Some reviewers have mentioned the fact that all of the villains seem obsessed with rape and torture and it’s excessive, but I feel like it fits in a fantasy setting and with Yelena being so outspoken and powerful, she draws unwanted attention from villains who would be of that type. It fits for me and doesn’t seem like it’s over the top. And I love that Yelena has learned how to overcome her past and help others heal and realize that they aren’t responsible. There are some great messages there and I think it fits and is relevant to the setting, the characters, and the growth that Yelena has experienced from the beginning of the story.
I also love that Yelena’s homecoming was nothing like I assumed it would be. I’m glad that her clan and family welcomed her because I was afraid they wouldn’t, but I’m glad that there was a bit of a complication with Yelena’s brother. I like when things aren’t neat and tidy and a homecoming that brought everyone together would seem just a little too neat to me.
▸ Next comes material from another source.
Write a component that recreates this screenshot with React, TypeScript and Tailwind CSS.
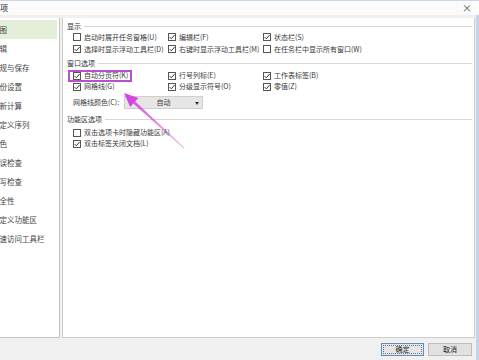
import React from "react";

const font = { fontFamily: '"Noto Sans CJK SC", "Noto Sans", sans-serif' };

const navItems = [
  "视图",
  "编辑",
  "常规与保存",
  "备份设置",
  "重新计算",
  "自定义序列",
  "颜色",
  "错误检查",
  "拼写检查",
  "安全性",
  "自定义功能区",
  "快速访问工具栏",
];

function Checkbox({ checked }: { checked?: boolean }) {
  return (
    <span className="relative w-[8px] h-[8px] shrink-0 border border-[#555] bg-white">
      {checked && (
        <svg viewBox="0 0 8 8" className="absolute -left-px -top-px w-[8px] h-[8px]">
          <path d="M1.6 4.1 L3.3 5.8 L6.6 2" fill="none" stroke="#333" strokeWidth="1" />
        </svg>
      )}
    </span>
  );
}

function Option({ label, checked }: { label: string; checked?: boolean }) {
  return (
    <div className="flex items-center gap-[3px] whitespace-nowrap">
      <Checkbox checked={checked} />
      <span>{label}</span>
    </div>
  );
}

function Section({ title, className }: { title: string; className?: string }) {
  return (
    <div className={`flex items-center h-[10px] pl-[4px] pr-[2px] ${className ?? ""}`}>
      <span className="text-[#333]">{title}</span>
      <div className="flex-1 ml-[3px] border-t border-[#d6d6d6]" />
    </div>
  );
}

export default function App() {
  return (
    <div
      className="relative w-[479px] h-[360px] overflow-hidden bg-[#f0f0f0] text-[7px] leading-none text-[#3a3a3a]"
      style={font}
    >
      {/* title bar */}
      <div className="flex items-center justify-between h-[15px] bg-[#fbfbfb] border-t border-[#c9d8e6]">
        <span className="-ml-[8px] text-[8px] text-[#222]">选项</span>
        <span className="mr-[7px] text-[10px] text-[#555]">×</span>
      </div>

      <div className="flex pt-[3px] h-[323px] pr-[4px]">
        {/* left nav */}
        <div className="w-[60px] h-full bg-white border-r border-b border-[#c4c4c4] overflow-hidden pt-[2px]">
          {navItems.map((item, i) => (
            <div
              key={item}
              className={`flex items-center h-[19px] mr-[2px] whitespace-nowrap text-[7.5px] ${
                i === 0 ? "bg-[#e3efd9]" : ""
              }`}
            >
              <span className="-ml-[8px] text-[#444]">{item}</span>
            </div>
          ))}
        </div>

        {/* content */}
        <div className="flex-1 ml-[2px] h-full bg-white border-l border-r border-b border-[#cdcdcd] pt-[3px]">
          <Section title="显示" />
          <div className="grid grid-cols-[95px_95px_1fr] pl-[10px] auto-rows-[12px] items-center">
            <Option label="启动时展开任务窗格(U)" />
            <Option label="编辑栏(F)" checked />
            <Option label="状态栏(S)" checked />
            <Option label="选择时显示浮动工具栏(D)" checked />
            <Option label="右键时显示浮动工具栏(M)" checked />
            <Option label="在任务栏中显示所有窗口(W)" />
          </div>

          <Section title="窗口选项" className="mt-[3px]" />
          <div className="grid grid-cols-[95px_95px_1fr] pl-[10px] auto-rows-[11px] items-center mt-[2px]">
            <Option label="自动分页符(K)" checked />
            <Option label="行号列标(E)" checked />
            <Option label="工作表标签(B)" checked />
            <Option label="网格线(G)" checked />
            <Option label="分级显示符号(O)" checked />
            <Option label="零值(Z)" checked />
          </div>
          <div className="flex items-center pl-[10px] mt-[4px] h-[13px]">
            <span className="w-[51px] whitespace-nowrap">网格线颜色(C):</span>
            <div className="relative flex items-center justify-center w-[79px] h-[13px] bg-[#e6e6e6] border border-[#cfcfcf]">
              <span>自动</span>
              <span className="absolute right-[3px] top-[5px] w-0 h-0 border-l-[2.5px] border-r-[2.5px] border-t-[3px] border-l-transparent border-r-transparent border-t-[#333]" />
            </div>
          </div>

          <Section title="功能区选项" className="mt-[5px]" />
          <div className="pl-[10px] mt-[3px] flex flex-col">
            <div className="h-[11px] flex items-center">
              <Option label="双击选项卡时隐藏功能区(A)" />
            </div>
            <div className="h-[11px] flex items-center">
              <Option label="双击标签关闭文档(L)" checked />
            </div>
          </div>
        </div>
      </div>

      {/* buttons */}
      <div className="flex justify-end gap-[4px] pr-[7px] mt-[5px]">
        <button className="w-[43px] h-[13px] flex items-center justify-center bg-[#e5e5e5] border border-[#5b8fc0] outline outline-1 outline-dotted outline-[#777] -outline-offset-[3px] text-[#222]">
          确定
        </button>
        <button className="w-[44px] h-[13px] flex items-center justify-center bg-[#e1e1e1] border border-[#bdbdbd] text-[#222]">
          取消
        </button>
      </div>

      {/* window edge */}
      <div className="absolute right-0 top-[15px] bottom-0 w-[3px] bg-[#c3d6e8]" />

      {/* annotation: highlight box */}
      <div className="absolute left-[68px] top-[70px] w-[64px] h-[12px] border-2 border-[#b84fcc]" />

      {/* annotation: arrow */}
      <svg className="absolute left-0 top-0 pointer-events-none" width="479" height="360">
        <defs>
          <linearGradient id="fade" x1="124" y1="93" x2="184" y2="148" gradientUnits="userSpaceOnUse">
            <stop offset="0" stopColor="#d347de" stopOpacity="1" />
            <stop offset="1" stopColor="#d347de" stopOpacity="0.35" />
          </linearGradient>
        </defs>
        <polygon
          points="133.3,103.6 135.3,101.4 184.3,147.6 183.7,148.4"
          fill="url(#fade)"
        />
        <polygon points="124,93 138.4,98.1 130.2,106.9" fill="#d347de" />
      </svg>
    </div>
  );
}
I like the messiness of the guilt and hatred and shame that Lief seemed to have towards her because it seemed a bit realistic to me.
Magic Study felt different from Poison Study in many ways, so I understand why there are many mixed reviews. It’s not really more of the same, which is what people normally expect from sequels. But I like the change in scenery and characters. I liked seeing Yelena discover her past and her abilities. It seems like the series will expand on her character throughout each book and I’m enjoying the journey.